The last time I had crossed the little bridge at the end of Coulter Road, it was with “shovels and rakes and implements of destruction” to quote Arlo Guthrie. We were going to hack and pull at the evil Scotch broom that had established itself on the island like it has on many places on Vancouver Island. By the way, I wish the common name for Cytisus scoparius was not Scotch broom. Being “Scotch,” I don’t like being associated with this noxious plant. Its prolific spores choke allergy sufferers and allow the plant to take over acres of native landscape which has no indigenous predator to beat it back.

The central clearing in Baikie Island that used to house a logging operation, was quickly taken over by broom and the equally dominating alien blackberry.  Once Baikie Island was purchased by the Nature Conservancy of Canada and given to the City of Campbell River (i.e., you and me), all out war was declared on the vile broom and other invasive species. Jim van Tine and volunteers from numerous community groups whacked and hacked and pulled at the bushes to remove them. Others planted trees and shrubs. I was there one recent spring hacking away.

But even though we put in a good day’s work, the area was still covered in broom and I thought, ‘My goodness, they’re going to have scrape this clean if they really want to get rid of this stuff.’

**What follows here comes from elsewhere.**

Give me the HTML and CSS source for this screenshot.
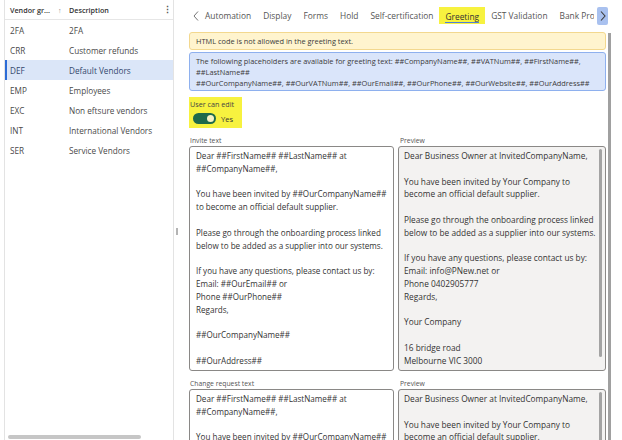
FILE: index.html
```html
<!DOCTYPE html>
<html lang="en">
<head>
<meta charset="utf-8">
<title>Vendor groups - Greeting</title>
<link rel="stylesheet" href="styles.css">
</head>
<body>
<div class="app">
  <aside class="list">
    <div class="list-head">
      <span class="c1">Vendor gr... <span class="sort">↑</span></span>
      <span class="c2">Description</span>
      <span class="kebab">⋮</span>
    </div>
    <div class="row"><span class="c1">2FA</span><span class="c2">2FA</span></div>
    <div class="row"><span class="c1">CRR</span><span class="c2">Customer refunds</span></div>
    <div class="row sel"><span class="c1">DEF</span><span class="c2">Default Vendors</span></div>
    <div class="row"><span class="c1">EMP</span><span class="c2">Employees</span></div>
    <div class="row"><span class="c1">EXC</span><span class="c2">Non eftsure vendors</span></div>
    <div class="row"><span class="c1">INT</span><span class="c2">International Vendors</span></div>
    <div class="row"><span class="c1">SER</span><span class="c2">Service Vendors</span></div>
    <div class="hscroll"></div>
  </aside>
  <div class="splitter"><span class="grip"></span></div>
  <main class="detail">
    <nav class="tabs">
      <svg class="prev" width="6" height="10" viewBox="0 0 6 10"><path d="M5 0.5 L1 5 L5 9.5" fill="none" stroke="#666" stroke-width="0.9"/></svg>
      <div class="tablist">
        <span class="tab">Automation</span>
        <span class="tab">Display</span>
        <span class="tab">Forms</span>
        <span class="tab">Hold</span>
        <span class="tab">Self-certification</span>
        <span class="tab active"><span class="tab-label">Greeting</span></span>
        <span class="tab">GST Validation</span>
        <span class="tab">Bank Proof</span>
      </div>
      <span class="next"><svg width="6" height="10" viewBox="0 0 6 10"><path d="M1 0.5 L5 5 L1 9.5" fill="none" stroke="#3a3a3a" stroke-width="1.1"/></svg></span>
    </nav>
    <div class="body">
      <div class="content">
        <div class="msg warn">HTML code is not allowed in the greeting text.</div>
        <div class="msg info">The following placeholders are available for greeting text: ##CompanyName##, ##VATNum##, ##FirstName##,<br>##LastName##<br>##OurCompanyName##, ##OurVATNum##, ##OurEmail##, ##OurPhone##, ##OurWebsite##, ##OurAddress##</div>
        <div class="edit-field">
          <div class="field-label">User can edit</div>
          <div class="toggle-row"><span class="toggle"><span class="knob"></span></span><span class="toggle-text">Yes</span></div>
        </div>
        <div class="pair">
          <div class="col">
            <div class="label">Invite text</div>
            <div class="textbox"><div class="text">Dear ##FirstName## ##LastName## at
##CompanyName##,

You have been invited by ##OurCompanyName##
to become an official default supplier.

Please go through the onboarding process linked
below to be added as a supplier into our systems.

If you have any questions, please contact us by:
Email: ##OurEmail## or
Phone ##OurPhone##
Regards,

##OurCompanyName##

##OurAddress##</div></div>
          </div>
          <div class="col">
            <div class="label pv">Preview</div>
            <div class="textbox preview"><div class="text">Dear Business Owner at InvitedCompanyName,

You have been invited by Your Company to
become an official default supplier.

Please go through the onboarding process linked
below to be added as a supplier into our systems.

If you have any questions, please contact us by:
Email: info@PNew.net or
Phone 0402905777
Regards,

Your Company

16 bridge road
Melbourne VIC 3000
AUS</div><span class="inner-scroll"></span></div>
          </div>
        </div>
        <div class="pair second">
          <div class="col">
            <div class="label">Change request text</div>
            <div class="textbox"><div class="text">Dear ##FirstName## ##LastName## at
##CompanyName##,

You have been invited by ##OurCompanyName##
to become an official default supplier.</div></div>
          </div>
          <div class="col">
            <div class="label pv">Preview</div>
            <div class="textbox preview"><div class="text">Dear Business Owner at InvitedCompanyName,

You have been invited by Your Company to
become an official default supplier.</div><span class="inner-scroll"></span></div>
          </div>
        </div>
      </div>
      <div class="vscroll"></div>
    </div>
  </main>
</div>
</body>
</html>
```
FILE: styles.css
```css
* { box-sizing: border-box; }
html, body { margin: 0; padding: 0; background: #fff; }
body {
  font-family: "Open Sans", "Noto Sans", sans-serif;
  color: #323130;
  width: 622px;
  height: 440px;
  overflow: hidden;
}
.app { display: flex; height: 440px; overflow: hidden; }

/* left list */
.list {
  margin-left: 4px;
  width: 170px;
  border-left: 1px solid #e3e3e3;
  border-right: 1px solid #e3e3e3;
  display: flex;
  flex-direction: column;
  flex: none;
}
.list-head {
  height: 20px;
  border-bottom: 1px solid #e6e6e6;
  display: flex;
  align-items: center;
  font-size: 7.2px;
  font-weight: 600;
  color: #333;
}
.c1 { width: 64px; padding-left: 5px; flex: none; white-space: nowrap; }
.c2 { flex: 1; white-space: nowrap; }
.sort { font-weight: 400; color: #888; margin-left: 6px; font-size: 7px; }
.kebab { width: 10px; font-size: 9px; color: #555; font-weight: 700; }
.row {
  height: 20px;
  display: flex;
  align-items: center;
  font-size: 8.2px;
  color: #4a4a4a;
}
.row.sel {
  background: #dbe6f8;
  box-shadow: inset 2px 0 0 #2b6bd6;
  color: #33486e;
}
.hscroll {
  margin-top: auto;
  margin-left: 3px;
  margin-bottom: 1px;
  width: 133px;
  height: 4px;
  border-radius: 2px;
  background: #c6c6c6;
}

/* splitter */
.splitter { width: 7px; flex: none; display: flex; flex-direction: column; padding-top: 228px; padding-left: 2px; }
.grip { width: 2px; height: 7px; background: #b4b4b4; }

/* detail */
.detail { flex: 1; min-width: 0; display: flex; flex-direction: column; }
.tabs {
  height: 31px;
  flex: none;
  display: flex;
  align-items: center;
}
.prev { margin-left: 12px; flex: none; }
.tablist {
  flex: 1;
  min-width: 0;
  overflow: hidden;
  display: flex;
  align-items: center;
  white-space: nowrap;
}
.tab {
  padding: 0 6px;
  height: 17px;
  display: flex;
  align-items: center;
  font-size: 8.4px;
  color: #555;
  flex: none;
}
.tab.active { background: #f7f23f; color: #333; }
.tab-label { border-bottom: 1.5px solid #4f7fd9; line-height: 11px; padding-top: 2px; }
.next {
  flex: none;
  width: 11px;
  height: 18px;
  margin-left: 3px;
  margin-right: 14px;
  background: #a9c1ef;
  border-radius: 2px;
  display: flex;
  align-items: center;
  justify-content: center;
}

.body { flex: 1; min-height: 0; display: flex; overflow: hidden; }
.content { width: 417px; flex: none; margin-left: 8px; overflow: hidden; }
.vscroll { width: 3px; margin-left: 2px; margin-top: 2px; background: #a0a0a0; flex: none; }

.msg {
  border-radius: 3px;
  border: 1px solid;
  font-size: 7.4px;
  color: #3a3a3a;
  white-space: nowrap;
  padding: 0 6px;
}
.warn {
  margin-top: 1px;
  height: 18px;
  line-height: 16px;
  background: #fff4ce;
  border-color: #f3d88e;
}
.info {
  margin-top: 2px;
  height: 39px;
  line-height: 11px;
  padding-top: 3px;
  background: #dae5fa;
  border-color: #8eb0ee;
}

.edit-field {
  margin-top: 6px;
  margin-left: -1px;
  width: 54px;
  height: 31px;
  background: #f7f23f;
  padding: 2px 0 0 2px;
}
.field-label { font-size: 7.2px; color: #444; line-height: 10px; }
.toggle-row { display: flex; align-items: center; margin-top: 4px; padding-left: 3px; }
.toggle {
  width: 23px;
  height: 11px;
  border-radius: 6px;
  background: #1e6a4b;
  display: flex;
  align-items: center;
  justify-content: flex-end;
  padding-right: 2px;
}
.knob { width: 7px; height: 7px; border-radius: 50%; background: #f6f1c4; }
.toggle-text { font-size: 7.6px; color: #333; margin-left: 5px; }

.pair {
  display: grid;
  grid-template-columns: 205px 208px;
  column-gap: 4px;
  margin-top: 7px;
}
.pair.second { margin-top: 7px; }
.label { font-size: 6.8px; color: #555; line-height: 11px; padding-left: 1px; }
.label.pv { padding-left: 2px; }
.textbox {
  height: 225px;
  border: 1px solid #8a8886;
  border-radius: 3px;
  background: #fff;
  overflow: hidden;
  display: flex;
}
.text {
  flex: 1;
  min-width: 0;
  white-space: pre;
  font-size: 8.1px;
  line-height: 12.8px;
  padding: 3px 0 0 6px;
  color: #333;
  overflow: hidden;
}
.preview { background: #f3f2f1; }
.preview .text { padding-left: 5px; font-size: 8.3px; }
.inner-scroll {
  flex: none;
  width: 3px;
  margin: 2px 3px 13px 0;
  border-radius: 2px;
  background: #a3a3a3;
}
```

Well, guess what, that’s what they did. Scraped it clear and replanted with native species. They did that last year and already the native plants have established themselves.

The logs and root masses sticking out of the ground I mentioned before are there to replicate wildlife trees which are trees that have died naturally but which are quickly colonized by bugs. That, of course, attracts woodpeckers and flickers which bore into the trunks. The holes they leave provide nesting habitat for birds and a natural habitat returns.

The Baikie Island Restoration project held its official open house on Sunday and it was an opportunity to applaud the broad-based community effort to restore the whole Baikie Island area. Just consider the feathers of birds recolonizing the area as feathers in Campbell River’s cap.